Day 2 Mixed models I
January 29th, 2026
2.1 Recall the most common statistical model
\[\mathbf{y} \sim N(\boldsymbol\mu, \boldsymbol\Sigma),\]
where:
- \(\mathbf{y} \equiv [y_1, y_2, \dots, y_n]'\) contains the response data,
- \(\boldsymbol{\mu} \equiv [\mu_1, \mu_2, \dots, \mu_n]'\) contains the expected values of said data,
- \(\boldsymbol\Sigma\) is the variance-covariance matrix.
The most typical model typically has:
- \(\boldsymbol\mu = \mathbf{X}\boldsymbol{\beta}\) and
- \(\boldsymbol\Sigma = \sigma^2\mathbf{I}\).

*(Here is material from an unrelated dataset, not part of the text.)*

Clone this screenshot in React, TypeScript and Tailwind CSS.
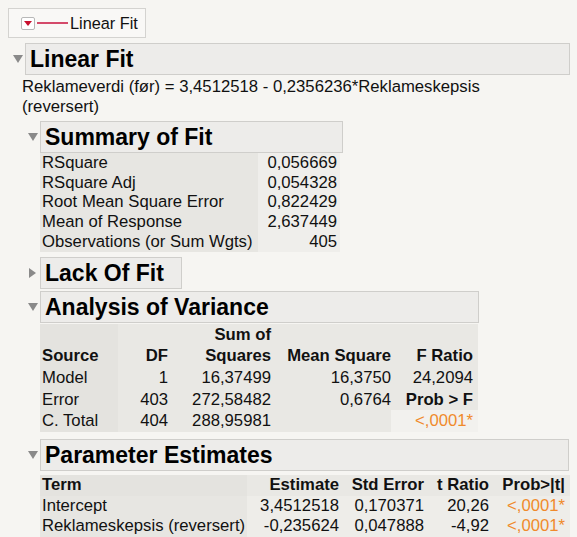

We can write the default model in most software written above as:
\[\mathbf{y} \sim N(\boldsymbol{\mu}, \Sigma),\\ \begin{bmatrix}y_1 \\ y_2 \\ y_3 \\ y_4 \\ \vdots \\ y_n \end{bmatrix} \sim N \left( \begin{bmatrix}\mu_1 \\ \mu_2 \\ \mu_3 \\ \mu_4 \\ \vdots \\ \mu_n \end{bmatrix}, \sigma^2 \begin{bmatrix} 1 & 0 & 0 & 0 & \dots & 0 \\ 0 & 1 & 0 & 0 & \dots & 0 \\ 0 & 0 & 1 & 0 & \dots & 0 \\ 0 & 0 & 0 & 1 & \dots & 0 \\ \vdots & \vdots & \vdots & \vdots & \ddots & \vdots\\ 0 & 0 & 0 & 0 & \dots & 1 \end{bmatrix} \right),\]
which is the same as
\[\begin{bmatrix}y_1 \\ y_2 \\ y_3 \\ y_4 \\ \vdots \\ y_n \end{bmatrix} \sim N \left( \begin{bmatrix}\mu_1 \\ \mu_2 \\ \mu_3 \\ \mu_4 \\ \vdots \\ \mu_n \end{bmatrix}, \begin{bmatrix} \sigma^2 & 0 & 0 & 0 & \dots & 0 \\ 0 & \sigma^2 & 0 & 0 & \dots & 0 \\ 0 & 0 & \sigma^2 & 0 & \dots & 0 \\ 0 & 0 & 0 & \sigma^2 & \dots & 0 \\ \vdots & \vdots & \vdots & \vdots & \ddots & \vdots\\ 0 & 0 & 0 & 0 & \dots & \sigma^2 \end{bmatrix} \right).\]

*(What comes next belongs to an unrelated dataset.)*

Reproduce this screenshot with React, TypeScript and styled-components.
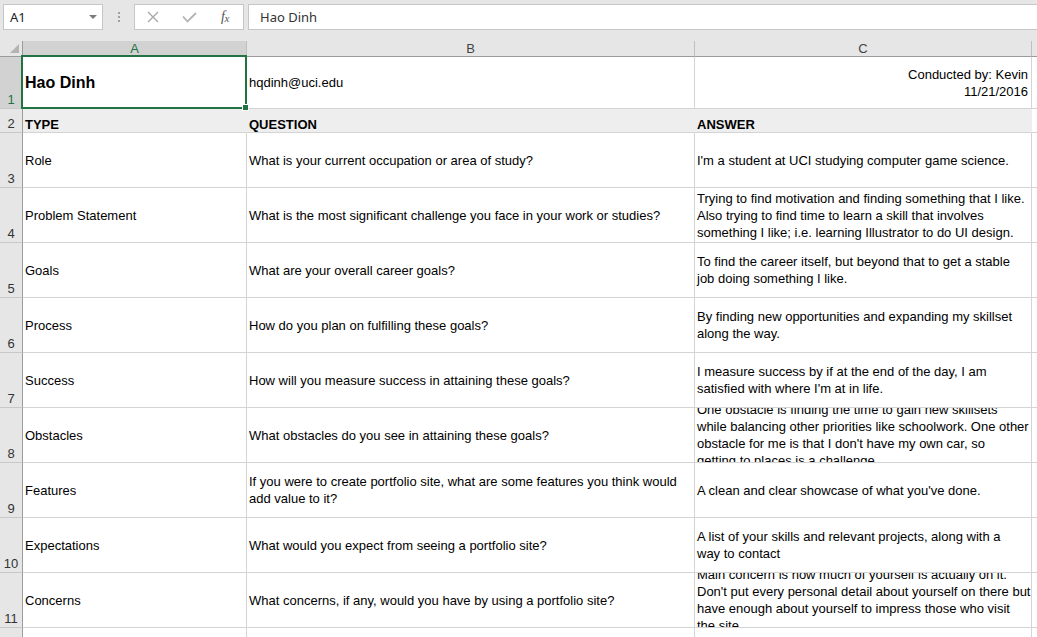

In summary, the assumptions are:
- Linearity (or whatever the deterministic equation is)
- Normality
- Independence
- Constant variance
2.1.1 Types of predictors
Quantitative predictors
Just like yesterday:
\[y_{i} \sim N(\mu_i, \sigma^2), \\ \mu_i = \beta_0 + x_{1i} \beta_1 + x_{2i} \beta_2,\] and say that \(y_{i}\) is the observed value for the \(i\)th observation, \(\beta_0\) is the intercept, \(x_{1i}\) if the \(i\)th observation of \(x_1\), \(\beta_1\) is the expected increase in \(y\) for each unit increase of \(x_1\), \(x_{2i}\) if the \(i\)th observation of \(x_2\), \(\beta_2\) is the expected increase in \(y\) for each unit increase of \(x_2\).
Qualitative predictors
Instead of a quantitative predictor, we could have a qualitative (or categorical) predictor. Let the qualitative predictor have two possible levels, A and B. We could use the same model as before,
\[y_{i} \sim N(\mu_i, \sigma^2), \\ \mu_i = \beta_0 + x_i \beta_1,\]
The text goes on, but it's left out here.